Vibrant desert mesas, breathtaking canyons, and crystal clear rivers are some of the gorgeous landscapes that draw hikers to Arizona all year long. If you're ready for an outdoor adventure in the Grand Canyon state, consider one of the five below, based on recommendations from Trails.com and the Arizona Department of Transportation.
Originally blazed in the late 1890s as the Berry Trail, the Grandview Trail is a 6.2-mile round-trip hike that takes explorers along the South Rim of the Grand Canyon National Park to Horseshoe Mesa.

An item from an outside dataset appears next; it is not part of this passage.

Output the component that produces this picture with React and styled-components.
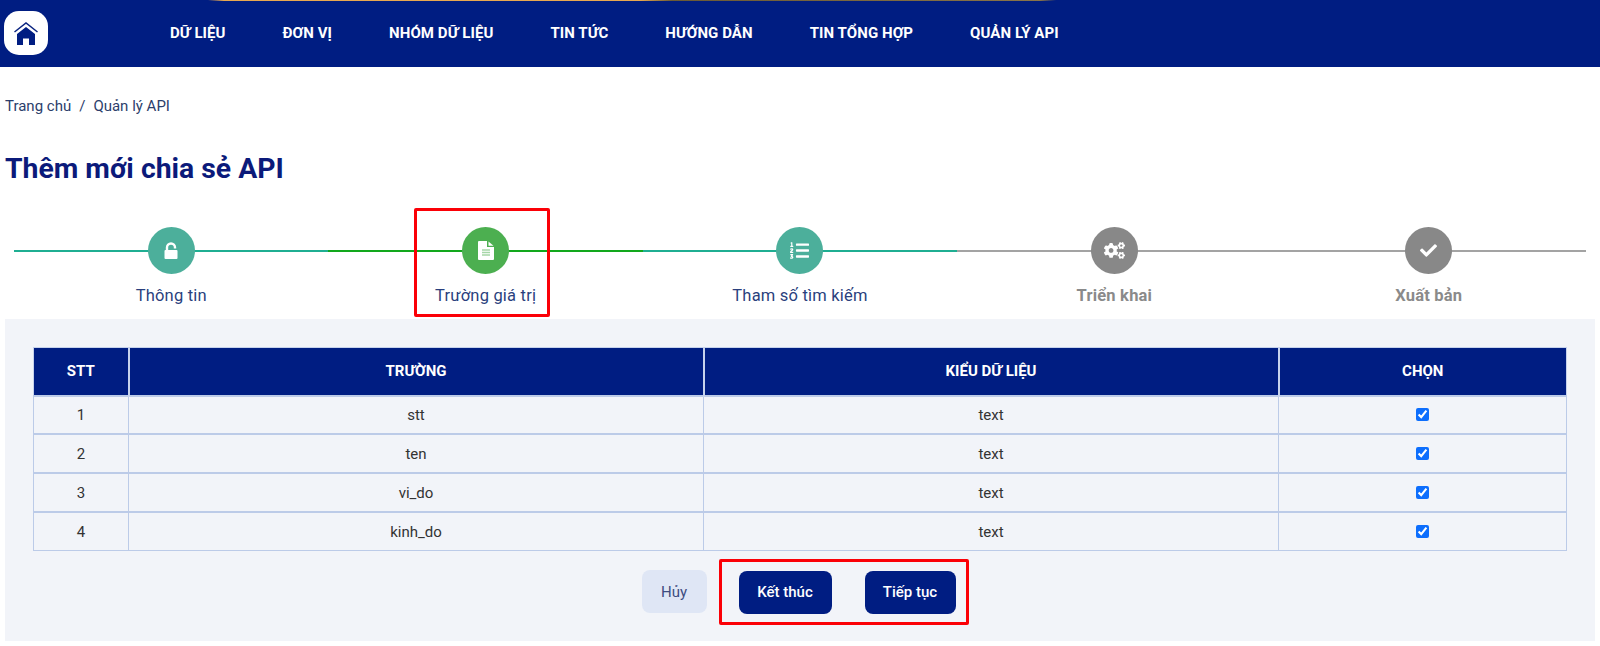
import React from "react";
import styled, { createGlobalStyle } from "styled-components";
import { FaListOl, FaCogs, FaCheck } from "react-icons/fa";

const Global = createGlobalStyle`
  html, body { margin: 0; padding: 0; background: #fff; }
  body { font-family: Roboto, "Liberation Sans", sans-serif; color: #333; overflow: hidden; }
  * { box-sizing: border-box; }
`;

const Page = styled.div`
  width: 1600px;
  height: 646px;
  overflow: hidden;
`;
const TopStrip = styled.div`
  height: 1px;
  background: linear-gradient(90deg, #001d82 0%, #001d82 13%, #e8a850 14%, #e8a850 40%, #6b5a35 42%, #8a7448 65%, #001d82 66%, #001d82 100%);
`;
const Nav = styled.nav`
  height: 66px;
  background: #001d82;
  display: flex;
  align-items: center;
  padding: 0 0 2px 4px;
`;
const LogoBox = styled.a`
  width: 44px;
  height: 44px;
  background: #fff;
  border-radius: 15px;
  display: flex;
  align-items: center;
  justify-content: center;
  margin-right: 122px;
`;
const NavList = styled.div`
  display: flex;
  gap: 57px;
`;
const NavItem = styled.a`
  color: #fff;
  font-size: 15px;
  font-weight: 700;
  letter-spacing: 0.08px;
  white-space: nowrap;
`;
const Breadcrumb = styled.div`
  display: flex;
  gap: 8px;
  padding: 31px 0 0 5px;
  font-size: 15px;
  line-height: 17px;
  color: #2c3e6b;
`;
const Title = styled.h1`
  margin: 37px 0 0 5px;
  font-size: 28.35px;
  line-height: 34px;
  font-weight: 700;
  color: #0b1a7a;
`;
const Stepper = styled.div`
  display: grid;
  grid-template-columns: repeat(5, 1fr);
  margin: 41px 14px 0;
  height: 92px;
`;
const Step = styled.div`
  position: relative;
  display: flex;
  flex-direction: column;
  align-items: center;
  &::before {
    content: "";
    position: absolute;
    left: 0;
    right: 0;
    top: 23px;
    height: 2px;
    background: ${(p) => p.$line};
  }
`;
const Circle = styled.div`
  position: relative;
  width: 47px;
  height: 47px;
  border-radius: 50%;
  background: ${(p) => p.$bg};
  color: #fff;
  display: flex;
  align-items: center;
  justify-content: center;
  font-size: ${(p) => p.$size || 17}px;
`;
const StepLabel = styled.div`
  margin-top: 11px;
  font-size: 16.5px;
  line-height: 22px;
  letter-spacing: 0.2px;
  font-weight: ${(p) => (p.$muted ? 700 : 400)};
  color: ${(p) => (p.$muted ? "#8a8a8a" : "#2a3f7d")};
  white-space: nowrap;
`;
const Highlight = styled.div`
  position: absolute;
  left: calc(50% - 3.5px);
  top: -19px;
  width: 136px;
  height: 109px;
  transform: translateX(-50%);
  border: 3px solid #fb0007;
  border-radius: 2px;
  pointer-events: none;
`;
const Panel = styled.section`
  margin: 0 5px;
  height: 322px;
  background: #f2f4f9;
  padding: 28px 29px 0 28px;
`;
const Table = styled.table`
  width: 1533px;
  table-layout: fixed;
  border-collapse: collapse;
  font-size: 15px;
`;
const Th = styled.th`
  height: 48px;
  background: #001d82;
  color: #fff;
  font-size: 15px;
  font-weight: 700;
  text-align: center;
  border: 1px solid #c6d2ec;
  border-left-width: 2px;
  border-right-width: 2px;
  &:first-child { border-left-width: 1px; }
  &:last-child { border-right-width: 1px; }
  width: ${(p) => p.$w}px;
`;
const Td = styled.td`
  height: 38.7px;
  text-align: center;
  color: #333;
  border: 1px solid #bccbe8;
  border-top-width: 2px;
  padding: 1px 0 0;
`;
const Check = styled.input`
  display: block;
  width: 13px;
  height: 13px;
  margin: -1px auto 0;
  accent-color: #0d6efd;
`;
const Actions = styled.div`
  display: flex;
  justify-content: center;
  align-items: center;
  gap: 12px;
  margin-top: 8px;
  padding-left: 11px;
`;
const Group = styled.div`
  display: flex;
  gap: 33px;
  padding: 9px 10px 8px 17px;
  border: 3px solid #fb0007;
  border-radius: 2px;
`;
const Button = styled.button`
  height: 43px;
  width: ${(p) => p.$w}px;
  border: none;
  border-radius: 8px;
  font-family: inherit;
  font-size: 15px;
  font-weight: ${(p) => (p.$ghost ? 400 : 500)};
  padding: 0;
  background: ${(p) => (p.$ghost ? "#dfe6f5" : "#001d82")};
  color: ${(p) => (p.$ghost ? "#3d4c80" : "#fff")};
`;

const HomeIcon = () => (
  <svg width="24" height="23" viewBox="0 0 24 23">
    <path d="M0.500 10 12 1l11.500 9" fill="none" stroke="#0b2480" strokeWidth="1.500" />
    <path d="M12 5 3 12v11h6v-6.500h6V23h6V12z" fill="#001d82" />
  </svg>
);
const UnlockIcon = () => (
  <svg width="14" height="17" viewBox="0 0 14 17">
    <path d="M3 9V5.500a4 4 0 0 1 8 0V6.500" fill="none" stroke="#fff" strokeWidth="2.400" />
    <rect x="0.500" y="8" width="13" height="9" rx="1" fill="#fff" />
  </svg>
);
const FileIcon = () => (
  <svg width="16" height="19" viewBox="0 0 16 19">
    <path d="M0 1a1 1 0 0 1 1-1h8v6h7v12a1 1 0 0 1-1 1H1a1 1 0 0 1-1-1z" fill="#fff" />
    <path d="M10.500 0.500 15.500 4.800H10.500z" fill="#fff" />
    <path d="M4 9h8M4 11.500h8M4 14h8" stroke="#a5d6a7" strokeWidth="1.300" />
  </svg>
);

const NAV = ["DỮ LIỆU", "ĐƠN VỊ", "NHÓM DỮ LIỆU", "TIN TỨC", "HƯỚNG DẪN", "TIN TỔNG HỢP", "QUẢN LÝ API"];
const STEPS = [
  { label: "Thông tin", Icon: UnlockIcon, bg: "#4caf9b", line: "#1fae92" },
  { label: "Trường giá trị", Icon: FileIcon, bg: "#4caf50", line: "#12a81c", boxed: true },
  { label: "Tham số tìm kiếm", Icon: FaListOl, bg: "#4caf9b", line: "#1fae92", size: 19 },
  { label: "Triển khai", Icon: FaCogs, bg: "#888888", line: "#a3a3a3", size: 21, muted: true },
  { label: "Xuất bản", Icon: FaCheck, bg: "#888888", line: "#a3a3a3", size: 17, muted: true },
];
const ROWS = ["stt", "ten", "vi_do", "kinh_do"];

export default function App() {
  return (
    <Page>
      <Global />
      <TopStrip />
      <Nav>
        <LogoBox><HomeIcon /></LogoBox>
        <NavList>
          {NAV.map((n) => <NavItem key={n}>{n}</NavItem>)}
        </NavList>
      </Nav>
      <Breadcrumb>
        <span>Trang chủ</span><span>/</span><span>Quản lý API</span>
      </Breadcrumb>
      <Title>Thêm mới chia sẻ API</Title>
      <Stepper>
        {STEPS.map(({ label, Icon, bg, line, size, boxed, muted }) => (
          <Step key={label} $line={line}>
            <Circle $bg={bg} $size={size}><Icon /></Circle>
            <StepLabel $muted={muted}>{label}</StepLabel>
            {boxed && <Highlight />}
          </Step>
        ))}
      </Stepper>
      <Panel>
        <Table>
          <thead>
            <tr>
              <Th $w={95}>STT</Th>
              <Th $w={575}>TRƯỜNG</Th>
              <Th $w={575}>KIỂU DỮ LIỆU</Th>
              <Th $w={288}>CHỌN</Th>
            </tr>
          </thead>
          <tbody>
            {ROWS.map((r, i) => (
              <tr key={r}>
                <Td>{i + 1}</Td>
                <Td>{r}</Td>
                <Td>text</Td>
                <Td><Check type="checkbox" defaultChecked /></Td>
              </tr>
            ))}
          </tbody>
        </Table>
        <Actions>
          <Button $ghost $w={65}>Hủy</Button>
          <Group>
            <Button $w={93}>Kết thúc</Button>
            <Button $w={91}>Tiếp tục</Button>
          </Group>
        </Actions>
      </Panel>
    </Page>
  );
}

The Grandview Trail is closely tied to the area's old mining operations, and hikers see remnants of this legacy scattered throughout the canyon as well as natural points of interest such as the “Coconino Saddle,” Cottonwood Creek, the Redwall, and Hance Rapids.
Boynton Canyon Trail
Hikers are treated to scenes of red sandstone formations, riparian vegetation, a large box canyon, and ancient Sinagua Indian cliff dwellings that date back to 1200 A.D. on the Boynton Canyon Trail. You should know that Boynton Canyon is considered a powerful vortex area, so this 2.5-mile trail is quite popular and you're bound to see other hikers.
Aspen Peak Trail
The Aspen Peak Trail is an easy 5.5-mile round-trip hike through Hualapai Mountain Park that combines the Aspen Springs Trail, Potato Patch Loop, and the Aspen Peak Trail to the Dean Peak Overlook. This trail takes hikers through four different life zones (chaparral, ponderosa pine/Gambel oak forests, conifer forests, and fir/aspen forests) and a couple points of interest are Sawmill Canyon, and the Music Mountains Overlook.
The Arizona Trail
You can hike up to 800 miles of the Arizona Trail to experience the range of terrains that span the entire state from Mexico to Utah, including the Sonoran Desert, the Mazatzal Wilderness, the Grand Canyon, the Mogollon Rim, and the Kaibab Plateau. The Arizona Trail links arid deserts, canyons, and forested mountains as well as a string of historic sites, unique geological features, and small communities as it takes hikers through vast areas of wilderness.
Camelback Mountain Summit
There are two hiking trails to the summit of Camelback Mountain (2,704 ft.), Cholla and Echo Canyon, and both are challenging, rewarding, and popular in their own way (Cholla is longer, Echo Canyon is steeper). Hikers get clear views of Phoenix and Paradise Valley and get to see a wide variety of plants along the trail, including the Creosote Bush, the Saguaro Cactus, Palo Verde, and Ocotillo.